No obstante, me motiva reconocer que en Cristo encontramos profundidad del mensaje de la cruz y la resurrección. Dos elementos en completa tensión. El primero niega la vida; el segundo, la promueve. Jesús además de vivirlos intensamente, ya los había dejado trasparecer en su ministerio de abierta solidaridad.

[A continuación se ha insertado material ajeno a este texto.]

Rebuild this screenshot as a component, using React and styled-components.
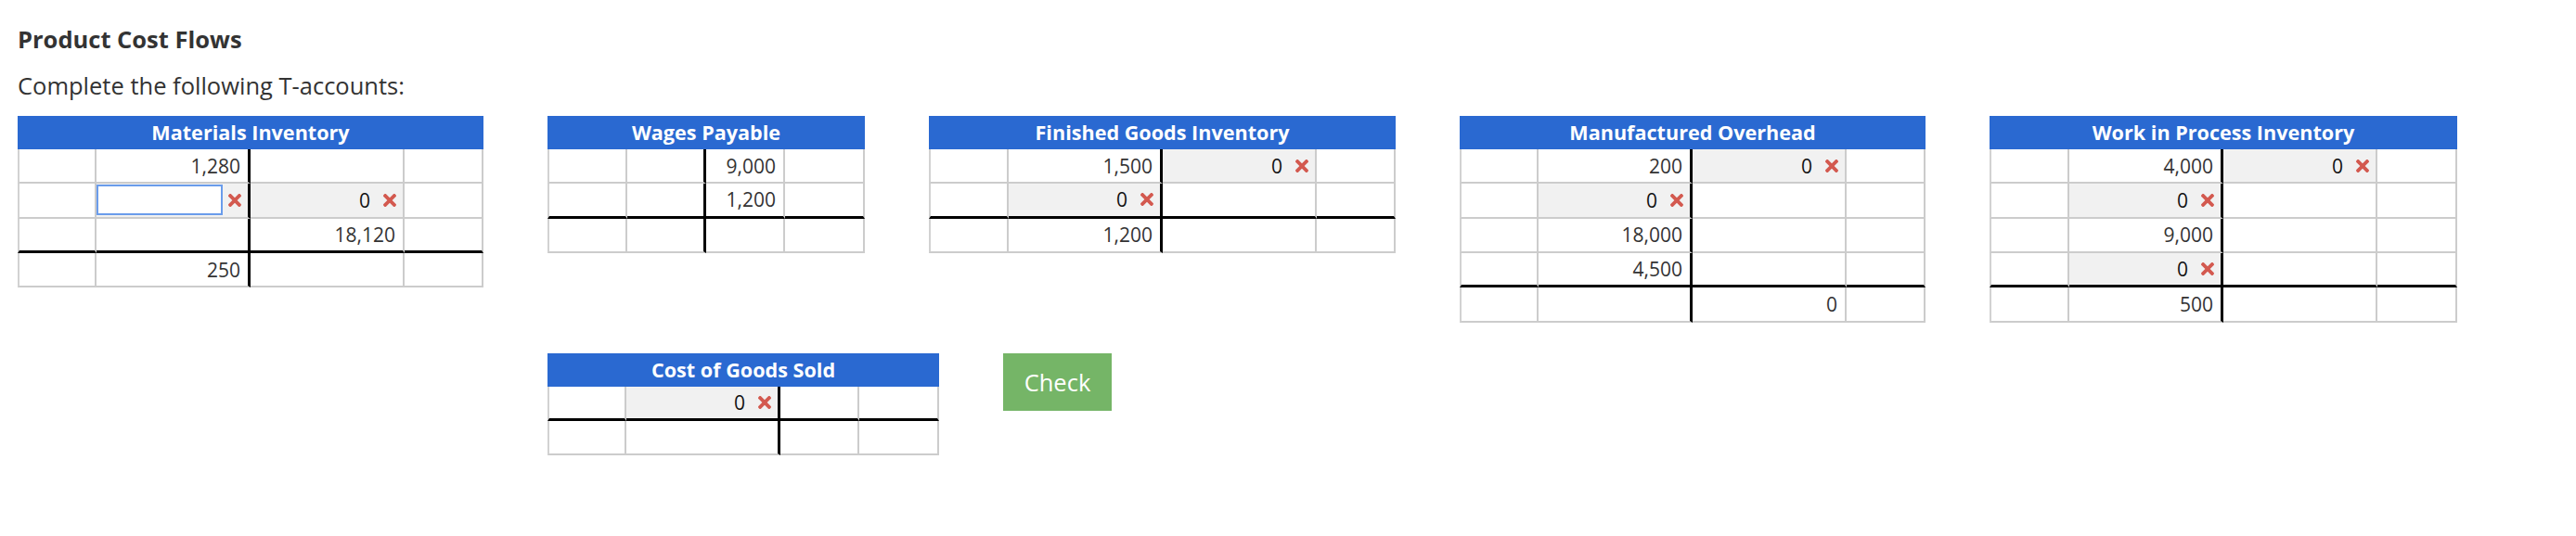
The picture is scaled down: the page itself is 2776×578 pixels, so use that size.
import React from "react";
import styled, { createGlobalStyle } from "styled-components";

const GlobalStyle = createGlobalStyle`
  html, body {
    margin: 0;
    padding: 0;
    background: #ffffff;
  }
  body {
    font-family: "Open Sans", "Liberation Sans", Arial, sans-serif;
    color: #333333;
  }
`;

const Page = styled.div`
  padding: 25px 0 0 19px;
`;

const Title = styled.h1`
  margin: 0;
  font-size: 25.5px;
  line-height: 34px;
  font-weight: 700;
  color: #333333;
`;

const Subtitle = styled.p`
  margin: 16px 0 16px;
  font-size: 25.5px;
  line-height: 34px;
  font-weight: 400;
  color: #333333;
`;

const Board = styled.div`
  display: flex;
  flex-direction: column;
  gap: 33px;
`;

const Row = styled.div`
  display: flex;
  align-items: flex-start;
  gap: 69px;
`;

const Spacer = styled.div`
  width: ${(p) => p.$width}px;
  flex: none;
`;

const Account = styled.div`
  display: grid;
  grid-template-columns: ${(p) => p.$cols.map((c) => `${c}px`).join(" ")};
  flex: none;
`;

const Header = styled.div`
  grid-column: 1 / -1;
  height: 36px;
  background: #2a69d1;
  color: #ffffff;
  font-size: 21.6px;
  font-weight: 700;
  line-height: 36px;
  text-align: center;
  white-space: nowrap;
`;

const Cell = styled.div`
  box-sizing: border-box;
  height: 37.33px;
  display: flex;
  align-items: center;
  justify-content: flex-end;
  padding-right: ${(p) => (p.$error ? 7 : 8)}px;
  font-size: 21px;
  line-height: 28px;
  color: #333333;
  background: ${(p) => (p.$error ? "#f1f1f1" : "#ffffff")};
  border-bottom: ${(p) => (p.$rule ? "3px solid #000000" : "2px solid #cccccc")};
  border-right: ${(p) => (p.$split ? "3px solid #000000" : "2px solid #cccccc")};
  border-left: ${(p) => (p.$first ? "2px solid #d2d2d2" : "0")};
`;

const Entry = styled.span`
  box-sizing: border-box;
  width: 136px;
  height: 33px;
  display: flex;
  align-items: center;
  justify-content: flex-end;
  padding-right: 6px;
  border: 2px solid ${(p) => (p.$active ? "#6a9ceb" : "transparent")};
  background: ${(p) => (p.$active ? "#ffffff" : "transparent")};
  color: #111111;
  font-size: 21px;
`;

const Mark = styled.svg`
  width: 14px;
  height: 14px;
  margin-left: 6px;
  flex: none;
  fill: #d3594f;
`;

const CheckButton = styled.button`
  box-sizing: border-box;
  width: 117px;
  height: 62px;
  margin: 0;
  padding: 0;
  border: 0;
  background: #75b567;
  color: #ffffff;
  font-family: "Open Sans", "Liberation Sans", Arial, sans-serif;
  font-size: 25.5px;
  font-weight: 400;
  line-height: 62px;
  cursor: pointer;
  flex: none;
`;

const XIcon = () => (
  <Mark viewBox="0 80 352 352" aria-hidden="true">
    <path d="M242.72 256l100.07-100.07c12.28-12.28 12.28-32.19 0-44.48l-22.24-22.240c-12.28-12.28-32.19-12.28-44.48 0L176 189.28 75.93 89.21c-12.28-12.28-32.19-12.28-44.48 0L9.21 111.45c-12.28 12.28-12.28 32.19 0 44.48L109.28 256 9.21 356.07c-12.28 12.28-12.28 32.19 0 44.48l22.24 22.24c12.28 12.28 32.2 12.28 44.48 0L176 322.72l100.07 100.07c12.28 12.28 32.2 12.28 44.48 0l22.24-22.24c12.28-12.28 12.28-32.19 0-44.48L242.72 256z" />
  </Mark>
);

const E = (v, active = false) => ({ entry: v, active });
const _ = null;

const WIDE = [85, 166, 166, 85];

const rowOne = [
  {
    title: "Materials Inventory",
    cols: WIDE,
    rows: [
      [_, "1,280", _, _],
      [_, E("", true), E("0"), _],
      [_, _, "18,120", _],
    ],
    total: [_, "250", _, _],
  },
  {
    title: "Wages Payable",
    cols: [86, 85, 85, 86],
    rows: [
      [_, _, "9,000", _],
      [_, _, "1,200", _],
    ],
    total: [_, _, _, _],
  },
  {
    title: "Finished Goods Inventory",
    cols: [86, 166, 166, 85],
    rows: [
      [_, "1,500", E("0"), _],
      [_, E("0"), _, _],
    ],
    total: [_, "1,200", _, _],
  },
  {
    title: "Manufactured Overhead",
    cols: WIDE,
    rows: [
      [_, "200", E("0"), _],
      [_, E("0"), _, _],
      [_, "18,000", _, _],
      [_, "4,500", _, _],
    ],
    total: [_, _, "0", _],
  },
  {
    title: "Work in Process Inventory",
    cols: [86, 166, 166, 86],
    rows: [
      [_, "4,000", E("0"), _],
      [_, E("0"), _, _],
      [_, "9,000", _, _],
      [_, E("0"), _, _],
    ],
    total: [_, "500", _, _],
  },
];

const cogs = {
  title: "Cost of Goods Sold",
  cols: [85, 166, 85, 86],
  rows: [[_, E("0"), _, _]],
  total: [_, _, _, _],
};

function TAccount({ data }) {
  const all = [...data.rows, data.total];
  const lastBody = data.rows.length - 1;
  return (
    <Account $cols={data.cols}>
      <Header>{data.title}</Header>
      {all.map((row, r) =>
        row.map((v, c) => {
          const isEntry = v && typeof v === "object";
          return (
            <Cell
              key={`${r}-${c}`}
              $first={c === 0}
              $split={c === 1}
              $rule={r === lastBody}
              $error={isEntry}
            >
              {isEntry ? (
                <>
                  <Entry $active={v.active}>{v.entry}</Entry>
                  <XIcon />
                </>
              ) : (
                v
              )}
            </Cell>
          );
        })
      )}
    </Account>
  );
}

export default function App() {
  return (
    <>
      <GlobalStyle />
      <Page>
        <Title>Product Cost Flows</Title>
        <Subtitle>Complete the following T-accounts:</Subtitle>
        <Board>
          <Row>
            {rowOne.map((a) => (
              <TAccount key={a.title} data={a} />
            ))}
          </Row>
          <Row>
            <Spacer $width={502} />
            <TAccount data={cogs} />
            <CheckButton type="button">Check</CheckButton>
          </Row>
        </Board>
      </Page>
    </>
  );
}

Cruz y resurrección todavía resisten y existen hoy. Cientos y miles de personas viven diariamente formas diversas de crucifixión. Lamentablemente, algunas llegan a morir frente a sistemas o estructuras, gobiernos o fuerzas que niegan la dignidad. Otras, sobreviven, o simbólicamente resucitan a experiencias mortales como el abandono, intolerancia, egoísmo, etc. La capacidad de recuperarse de las cruces no es por fuerza humana, sino por encontrarla en Dios que acompaña, gime y llora, sufre en solidaridad a cada instante. La iniciativa divina compasiva es real allí donde las cruces son reales. Su iniciativa de profundo amor resucita al restablecer la dignidad y dignificar al ser su-friente.

Oración: Dios, la cruz fue y continúa siendo una invención humana. Permítenos caminar a través de ella sabiendo que vamos de tu mano aprendiendo a valorar tu presencia.